Les propriétaires de la maison avaient recherché simultanément la responsabilité de l'État pour faute et sans faute. La première du fait que la direction régionale de l'environnement, de l'aménagement et du logement (Dreal) ne les aurait pas informés de la nécessité d'obtenir une dérogation à l'interdiction de destruction des espèces protégées pour réaliser les travaux permettant de limiter les nuisances causées par les chauve-souris dans leur maison. Mais le tribunal a refusé de reconnaître une faute des services de l'État, dès lors que la Dreal avait informé les requérants de la nécessité de l'informer de toute intervention sur la colonie et du fait qu'elle déciderait alors de la nécessité ou non d'obtenir la dérogation.
Les juges retiennent, en revanche, la responsabilité sans faute de l'État. « Le préjudice résultant de la prolifération des animaux sauvages appartenant à des espèces dont la destruction a été interdite en application [de] l'article L. 411-1 du code de l'environnement doit faire l'objet d'une indemnisation par l'État lorsque, excédant les aléas inhérents à l'activité en cause, il revêt un caractère grave et spécial et ne saurait, dès lors, être regardé comme une charge incombant normalement aux intéressés », rappelle le jugement. « Cette reconnaissance de la responsabilité sans faute de l'État, issue d'une décision de principe du Conseil d'État, est généralement invoquée à l'appui de demandes d'indemnisation portées par des agriculteurs (semences consommées par des animaux sauvages), par des pisciculteurs (poisson consommé par des oiseaux sauvages) ou bien des éleveurs (animaux attaqués par le loup) », relève l'avocat Antoine Le Dylio dans un commentaire du jugement.
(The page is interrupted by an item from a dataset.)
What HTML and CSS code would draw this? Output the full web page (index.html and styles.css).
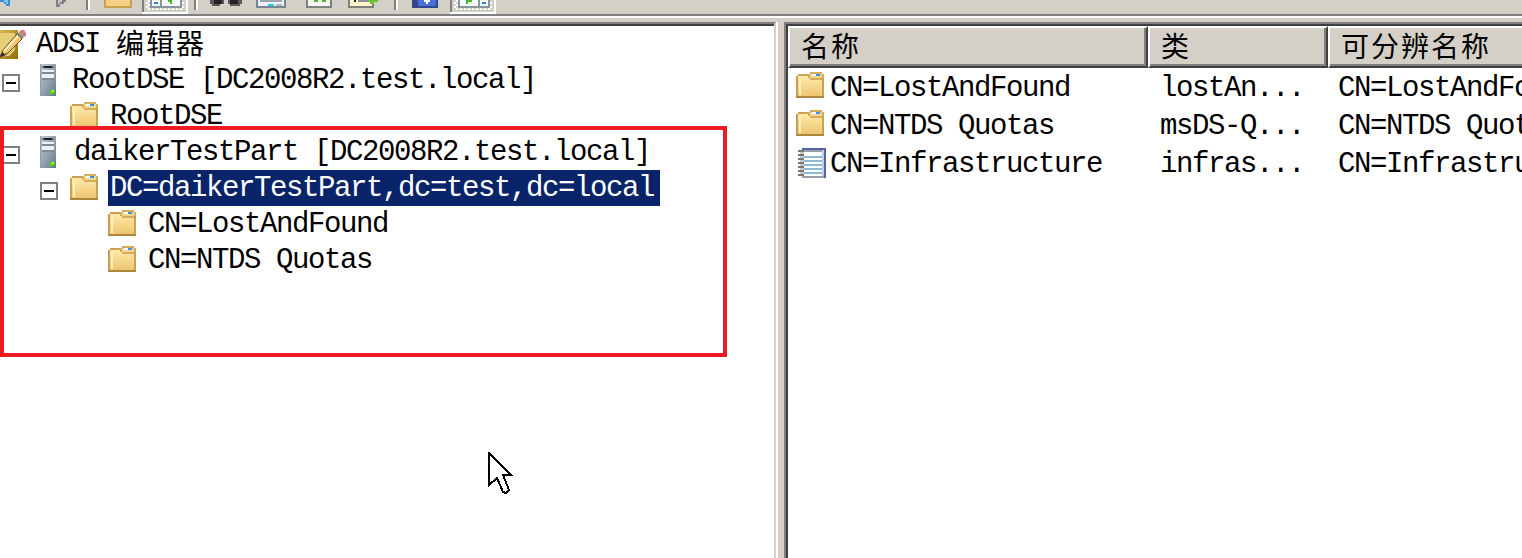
FILE: index.html
```html
<!DOCTYPE html>
<html lang="zh-CN">
<head>
<meta charset="utf-8">
<title>ADSI 编辑器</title>
<link rel="stylesheet" href="styles.css">
</head>
<body>
<svg class="defs" width="0" height="0" aria-hidden="true">
  <defs>
    <linearGradient id="gf" x1="0" y1="0" x2="0" y2="1"><stop offset="0" stop-color="#ffeaa8"/><stop offset="1" stop-color="#eec572"/></linearGradient>
    <linearGradient id="gs" x1="0" y1="0" x2="1" y2="1"><stop offset="0" stop-color="#c3ced6"/><stop offset="1" stop-color="#687987"/></linearGradient>
    <linearGradient id="gb" x1="0" y1="0" x2="1" y2="1"><stop offset="0" stop-color="#d8b758"/><stop offset="1" stop-color="#906a00"/></linearGradient>
    <pattern id="dots" width="4" height="4" patternUnits="userSpaceOnUse"><path d="M0 0H4V4H0z" fill="#d4d0c8"/><path d="M0 0H2V2H0zM2 2H4V4H2z" fill="#fff"/></pattern>
    <symbol id="folder" viewBox="0 0 28 26">
      <path d="M0 4H2V2H12V4H14V6H28V26H0z" fill="#c8a252"/>
      <path d="M2 4H12V6H26V24H2z" fill="url(#gf)"/>
      <path d="M4 7V23" stroke="#fff0bd" stroke-width="2"/>
      <path d="M14 0H26V2H28V6H26V8H14V6H12V2H14z" fill="#d4ac5a"/>
      <path d="M14 2H26V6H14z" fill="#f3d68d"/>
      <path d="M16 2H20V4H16z" fill="#fff"/><path d="M20 2H24V4H20z" fill="#3c92e4"/>
      <path d="M0 24H28V26H0z" fill="#ae873c"/>
    </symbol>
    <symbol id="server" viewBox="0 0 16 32">
      <path d="M0 0H16V32H0z" fill="url(#gs)"/>
      <path d="M2 2H14V4H2z" fill="#607483"/><path d="M4 2H12V4H4z" fill="#18232c"/>
      <path d="M2 6H14V8H2zM2 10H14V14H2z" fill="#edf2f4"/>
      <path d="M2 8H14V10H2zM2 14H14V16H2z" fill="#798b98"/>
      <path d="M0 0H1V32H0z" fill="#8c9ca8"/>
      <path d="M10 26H14V30H10z" fill="#39e513"/><path d="M12 26H14V28H12z" fill="#c9f01e"/>
    </symbol>
    <symbol id="minus" viewBox="0 0 18 18"><path d="M1 1H17V17H1z" fill="#fff" stroke="#808080" stroke-width="2"/><path d="M4 8H14V10H4z" fill="#000"/></symbol>
  </defs>
</svg>
<div class="window">
  <div class="toolbar">
    <svg width="520" height="14" shape-rendering="crispEdges">
      <path d="M0 0H10V6H6V4H4V2H0z" fill="#3b8fcb"/><path d="M4 0H8V4H6V2H4z" fill="#7cc6f0"/>
      <path d="M56 0H66V2H64V4H60V7H56z" fill="#808080"/><path d="M58 0H62V2H60V4H58z" fill="#c4c4c4"/>
      <path d="M86 0H88V10H86z" fill="#808080"/><path d="M88 0H90V10H88z" fill="#fff"/>
      <path d="M104 0H132V8H104z" fill="#c9a04b"/><path d="M106 0H130V6H106z" fill="#f3d083"/>
      <path d="M142 0H188V14H142z" fill="#fff"/><path d="M142 0H144V12H142z" fill="#808080"/><path d="M144 0H186V12H144z" fill="#d4d0c8"/><path d="M146 0H184V10H146z" fill="url(#dots)"/>
      <path d="M150 0H182V8H150z" fill="#8a949e"/><path d="M152 0H160V6H152zM162 0H180V6H162z" fill="#f8fbfb"/><path d="M154 2H158V4H154z" fill="#3a7ed2"/><path d="M168 0H172V4H170V2H168z" fill="#47b72c"/>
      <path d="M194 0H196V10H194z" fill="#808080"/><path d="M196 0H198V10H196z" fill="#fff"/>
      <path d="M210 0H224V4H220V6H212V4H210zM228 0H242V4H240V6H230V4H228z" fill="#5c5a57"/><path d="M214 0H222V4H214zM230 0H238V4H230z" fill="#242424"/>
      <path d="M256 0H286V8H256z" fill="#778592"/><path d="M258 0H284V6H258z" fill="#edf0f4"/><path d="M260 0H282V2H260z" fill="#9da5b4"/><path d="M268 4H274V6H268z" fill="#20c9f5"/><path d="M276 4H282V6H276z" fill="#b6bcc2"/>
      <path d="M306 0H332V8H306z" fill="#808080"/><path d="M308 0H330V6H308z" fill="#f7f7f7"/><path d="M314 0H318V2H314zM322 0H326V2H322z" fill="#47b72c"/>
      <path d="M348 0H374V8H348z" fill="#808080"/><path d="M350 0H372V6H350z" fill="#fff3c8"/><path d="M354 0H356V2H354z" fill="#222"/><path d="M358 0H368V2H358z" fill="#928b98"/><path d="M368 0H378V2H374V4H370V2H368z" fill="#67c437"/>
      <path d="M394 0H396V10H394z" fill="#808080"/><path d="M396 0H398V10H396z" fill="#fff"/>
      <path d="M412 0H438V8H412z" fill="#344889"/><path d="M418 0H436V6H418z" fill="#4a71db"/><path d="M424 0H430V2H428V4H426V2H424z" fill="#fff"/>
      <path d="M450 0H496V14H450z" fill="#fff"/><path d="M450 0H452V12H450z" fill="#808080"/><path d="M452 0H494V12H452z" fill="#d4d0c8"/><path d="M454 0H492V10H454z" fill="url(#dots)"/>
      <path d="M458 0H490V8H458z" fill="#8a949e"/><path d="M460 0H478V6H460zM480 0H488V6H480z" fill="#f8fbfb"/><path d="M482 2H486V4H482z" fill="#3a7ed2"/><path d="M466 0H472V2H468V4H466z" fill="#47b72c"/>
    </svg>
  </div>
  <div class="panes">
    <div class="tree">
      <div class="node root"><svg class="book" width="26" height="30" viewBox="0 0 26 30"><path d="M0 0H18V29H0z" fill="url(#gb)"/><path d="M0 3H15V20L9 26H0z" fill="#e6cf78"/><path d="M0 27L3 20L17 4L22 9L8 23z" fill="#f1c36a" stroke="#6b4a21"/><path d="M4 21L18 6" stroke="#fff0bf" stroke-width="2"/><path d="M0 27L2 22L6 25z" fill="#34302c"/><path d="M17 4L19 2L24 7L22 9z" fill="#6f9e86"/><path d="M19 2L21 0H24L26 3V6L24 7z" fill="#d67a86"/></svg><span class="label">ADSI </span><span class="cjk">编辑器</span></div>
      <div class="node l1"><svg width="18" height="18"><use href="#minus"/></svg><svg class="srv" width="16" height="32"><use href="#server"/></svg><span class="label">RootDSE [DC2008R2.test.local]</span></div>
      <div class="node l2"><svg class="fold" width="28" height="26"><use href="#folder"/></svg><span class="label">RootDSE</span></div>
      <div class="node l1 part"><svg width="18" height="18"><use href="#minus"/></svg><svg class="srv" width="16" height="32"><use href="#server"/></svg><span class="label">daikerTestPart [DC2008R2.test.local]</span></div>
      <div class="node l2 open"><svg width="18" height="18"><use href="#minus"/></svg><svg class="fold" width="28" height="26"><use href="#folder"/></svg><span class="label selected">DC=daikerTestPart,dc=test,dc=local</span></div>
      <div class="node l3"><svg class="fold" width="28" height="26"><use href="#folder"/></svg><span class="label">CN=LostAndFound</span></div>
      <div class="node l3"><svg class="fold" width="28" height="26"><use href="#folder"/></svg><span class="label">CN=NTDS Quotas</span></div>
    </div>
    <div class="splitter"></div>
    <div class="list">
      <div class="row head"><div class="th">名称</div><div class="th">类</div><div class="th">可分辨名称</div></div>
      <div class="rows">
        <div class="row"><div class="td name"><svg width="28" height="26"><use href="#folder"/></svg><span>CN=LostAndFound</span></div><div class="td">lostAn...</div><div class="td">CN=LostAndFo</div></div>
        <div class="row"><div class="td name"><svg width="28" height="26"><use href="#folder"/></svg><span>CN=NTDS Quotas</span></div><div class="td">msDS-Q...</div><div class="td">CN=NTDS Quot</div></div>
        <div class="row"><div class="td name"><svg class="note" width="28" height="30" shape-rendering="crispEdges"><path d="M4 0H28V30H4z" fill="#9aa0aa"/><path d="M4 0H28V2H4zM26 0H28V30H26z" fill="#5068a8"/><path d="M24 2H26V28H24z" fill="#c9cbe0"/><path d="M6 4H24V28H6z" fill="#fff"/><path d="M6 9H24M6 13H24M6 17H24M6 21H24M6 25H24" stroke="#8db9d3" stroke-width="2"/><path d="M0 3H6M0 7H6M0 11H6M0 15H6M0 19H6M0 23H6M0 27H6" stroke="#777" stroke-width="2"/><path d="M2 5H6M2 9H6M2 13H6M2 17H6M2 21H6M2 25H6" stroke="#c8c8c8" stroke-width="2"/></svg><span>CN=Infrastructure</span></div><div class="td">infras...</div><div class="td">CN=Infrastru</div></div>
      </div>
    </div>
  </div>
  <div class="highlight"></div>
  <svg class="cursor" width="26" height="44" viewBox="0 0 26 44"><path d="M1 1V33L9 26L15 40L18 41L21 38L15 23H23z" fill="#fff" stroke="#000" stroke-width="2" shape-rendering="crispEdges"/></svg>
</div>
</body>
</html>
```
FILE: styles.css
```css
* { box-sizing: border-box; }
body {
  margin: 0;
  background: #d4d0c8;
  color: #000;
  font-family: "Liberation Mono", "Noto Sans CJK SC", monospace;
  font-size: 29px;
  letter-spacing: -1.4px;
  overflow: hidden;
}
svg { display: block; flex: none; }
.defs { position: absolute; }
.window { position: relative; width: 1522px; height: 558px; overflow: hidden; display: flex; flex-direction: column; }
.toolbar { height: 16px; flex: none; border-bottom: 2px solid #808080; }
.panes { flex: 1; display: flex; border-top: 2px solid #fff; padding-top: 4px; min-height: 0; }
.tree { width: 776px; flex: none; background: #fff; border-top: 2px solid #808080; border-right: 2px solid #d4d0c8; box-shadow: inset 0 2px #404040; padding-top: 2px; }
.splitter { width: 8px; flex: none; border-left: 2px solid #fff; }
.list { flex: 1; min-width: 0; background: #fff; border-top: 2px solid #808080; border-left: 2px solid #808080; box-shadow: inset 2px 2px #404040; padding: 2px 0 0 2px; overflow: hidden; }
.node { display: flex; align-items: flex-start; height: 36px; line-height: 38px; white-space: pre; }
.node > svg { margin-top: 12px; }
.node > .book { margin-top: 4px; }
.node > .srv { margin: 2px 0 0 20px; }
.node > .fold { margin-top: 4px; }
.root .label { margin-left: 10px; }
.l1 { padding-left: 2px; }
.l1 .label { margin-left: 16px; }
.part .label { margin-left: 18px; }
.l2 { padding-left: 70px; }
.l2 .label { margin-left: 12px; }
.open { padding-left: 40px; }
.open > .fold { margin-left: 12px; }
.open .label { margin-left: 10px; }
.l3 { padding-left: 108px; }
.l3 .label { margin-left: 12px; }
.label { height: 36px; }
.label.selected { width: 552px; padding-left: 2px; background: #0a246a; color: #fff; }
.cjk, .th { font-family: "Noto Sans CJK SC", sans-serif; font-weight: 400; font-size: 28px; letter-spacing: 2px; }
.cjk { line-height: 32px; }
.row { display: grid; grid-template-columns: 360px 180px 400px; }
.th { height: 42px; line-height: 34px; padding-left: 11px; background: #d4d0c8; border: solid; border-width: 2px; border-color: #fff #404040 #404040 #fff; box-shadow: inset -2px -2px #808080; }
.rows { padding-top: 1px; }
.td { height: 38px; line-height: 40px; padding-left: 12px; white-space: pre; }
.td:last-child { padding-left: 10px; }
.name { display: flex; padding-left: 8px; }
.name svg { margin: 3px 6px 0 0; }
.name .note { margin: 3px 4px 0 2px; }
.highlight { position: absolute; left: 0; top: 126px; width: 727px; height: 231px; border: 4px solid #ed1c24; }
.cursor { position: absolute; left: 488px; top: 452px; }
```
Les juges reconnaissent ici le caractère grave et spécial du préjudice à travers les divers désagréments occasionnés par la centaine de pipistrelles installées depuis plusieurs années dans la toiture : perte de valeur vénale de la propriété, appel à un chiroptérologue pour réaliser des travaux sur la façade, dégâts sur le plafond de la maison, odeurs d'urine et déjections sur les murs et le toit de la maison, ainsi que sur la terrasse.